#### Data supplied

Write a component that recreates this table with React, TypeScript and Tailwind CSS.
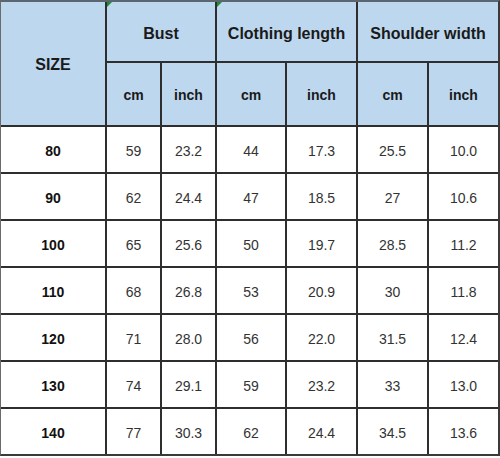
import React from "react";

const rows = [
  ["80", "59", "23.2", "44", "17.3", "25.5", "10.0"],
  ["90", "62", "24.4", "47", "18.5", "27", "10.6"],
  ["100", "65", "25.6", "50", "19.7", "28.5", "11.2"],
  ["110", "68", "26.8", "53", "20.9", "30", "11.8"],
  ["120", "71", "28.0", "56", "22.0", "31.5", "12.4"],
  ["130", "74", "29.1", "59", "23.2", "33", "13.0"],
  ["140", "77", "30.3", "62", "24.4", "34.5", "13.6"],
];

const font = { fontFamily: '"Liberation Sans", Arial, sans-serif' };

export default function App() {
  return (
    <div className="w-[500px] h-[458px] bg-white" style={font}>
      <div className="grid grid-cols-[104px_53px_53px_68px_69px_69px_69px] grid-rows-[59px_62px_repeat(7,45px)] gap-[2px] bg-[#2e2e2e] border-t-2 border-l border-r-2 border-b-2 border-t-[#5c6670] border-l-[#6b6b6b] border-r-[#3a3a3a] border-b-[#3a3a3a] w-[500px]">
        <div className="row-span-2 bg-[#bdd7ee] flex items-center justify-center pt-[3px] text-[16px] font-bold text-[#1a1a1a]">
          SIZE
        </div>
        <div className="col-span-2 bg-[#bdd7ee] flex items-center justify-center pt-[4px] text-[16px] font-bold text-[#1a1a1a] relative">
          <span className="absolute left-0 top-0 w-0 h-0 border-t-[5px] border-r-[5px] border-t-[#1f8a2e] border-r-transparent" />
          Bust
        </div>
        <div className="col-span-2 bg-[#bdd7ee] flex items-center justify-center pt-[4px] text-[16px] font-bold text-[#1a1a1a] relative">
          <span className="absolute left-0 top-0 w-0 h-0 border-t-[5px] border-r-[5px] border-t-[#1f8a2e] border-r-transparent" />
          Clothing length
        </div>
        <div className="col-span-2 bg-[#bdd7ee] flex items-center justify-center pt-[4px] text-[16px] font-bold text-[#1a1a1a]">
          Shoulder width
        </div>
        {["cm", "inch", "cm", "inch", "cm", "inch"].map((t, i) => (
          <div
            key={i}
            className="bg-[#bdd7ee] flex items-center justify-center pt-[3px] text-[14px] font-bold text-[#1a1a1a]"
          >
            {t}
          </div>
        ))}
        {rows.map((r, ri) =>
          r.map((c, ci) => (
            <div
              key={`${ri}-${ci}`}
              className={
                ci === 0
                  ? "bg-white flex items-center justify-center pt-[3px] text-[14px] font-bold text-[#111111]"
                  : "bg-white flex items-center justify-center pt-[3px] text-[14px] text-[#333333]"
              }
            >
              {c}
            </div>
          ))
        )}
      </div>
    </div>
  );
}
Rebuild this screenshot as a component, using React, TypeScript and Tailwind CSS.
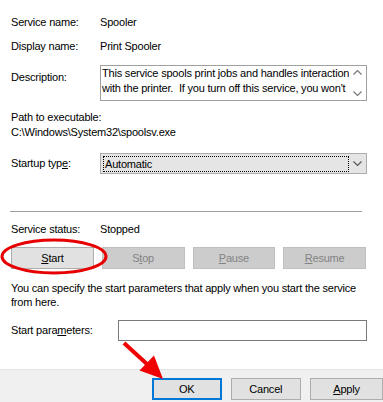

########

**Task brief:** Would you set down the listing exactly, omitting pictures?

**Task solution:**
Write a component that recreates this table with React, TypeScript and Tailwind CSS.
import React from "react";

const rows = [
  ["80", "59", "23.2", "44", "17.3", "25.5", "10.0"],
  ["90", "62", "24.4", "47", "18.5", "27", "10.6"],
  ["100", "65", "25.6", "50", "19.7", "28.5", "11.2"],
  ["110", "68", "26.8", "53", "20.9", "30", "11.8"],
  ["120", "71", "28.0", "56", "22.0", "31.5", "12.4"],
  ["130", "74", "29.1", "59", "23.2", "33", "13.0"],
  ["140", "77", "30.3", "62", "24.4", "34.5", "13.6"],
];

const font = { fontFamily: '"Liberation Sans", Arial, sans-serif' };

export default function App() {
  return (
    <div className="w-[500px] h-[458px] bg-white" style={font}>
      <div className="grid grid-cols-[104px_53px_53px_68px_69px_69px_69px] grid-rows-[59px_62px_repeat(7,45px)] gap-[2px] bg-[#2e2e2e] border-t-2 border-l border-r-2 border-b-2 border-t-[#5c6670] border-l-[#6b6b6b] border-r-[#3a3a3a] border-b-[#3a3a3a] w-[500px]">
        <div className="row-span-2 bg-[#bdd7ee] flex items-center justify-center pt-[3px] text-[16px] font-bold text-[#1a1a1a]">
          SIZE
        </div>
        <div className="col-span-2 bg-[#bdd7ee] flex items-center justify-center pt-[4px] text-[16px] font-bold text-[#1a1a1a] relative">
          <span className="absolute left-0 top-0 w-0 h-0 border-t-[5px] border-r-[5px] border-t-[#1f8a2e] border-r-transparent" />
          Bust
        </div>
        <div className="col-span-2 bg-[#bdd7ee] flex items-center justify-center pt-[4px] text-[16px] font-bold text-[#1a1a1a] relative">
          <span className="absolute left-0 top-0 w-0 h-0 border-t-[5px] border-r-[5px] border-t-[#1f8a2e] border-r-transparent" />
          Clothing length
        </div>
        <div className="col-span-2 bg-[#bdd7ee] flex items-center justify-center pt-[4px] text-[16px] font-bold text-[#1a1a1a]">
          Shoulder width
        </div>
        {["cm", "inch", "cm", "inch", "cm", "inch"].map((t, i) => (
          <div
            key={i}
            className="bg-[#bdd7ee] flex items-center justify-center pt-[3px] text-[14px] font-bold text-[#1a1a1a]"
          >
            {t}
          </div>
        ))}
        {rows.map((r, ri) =>
          r.map((c, ci) => (
            <div
              key={`${ri}-${ci}`}
              className={
                ci === 0
                  ? "bg-white flex items-center justify-center pt-[3px] text-[14px] font-bold text-[#111111]"
                  : "bg-white flex items-center justify-center pt-[3px] text-[14px] text-[#333333]"
              }
            >
              {c}
            </div>
          ))
        )}
      </div>
    </div>
  );
}
Rebuild this screenshot as a component, using React, TypeScript and Tailwind CSS.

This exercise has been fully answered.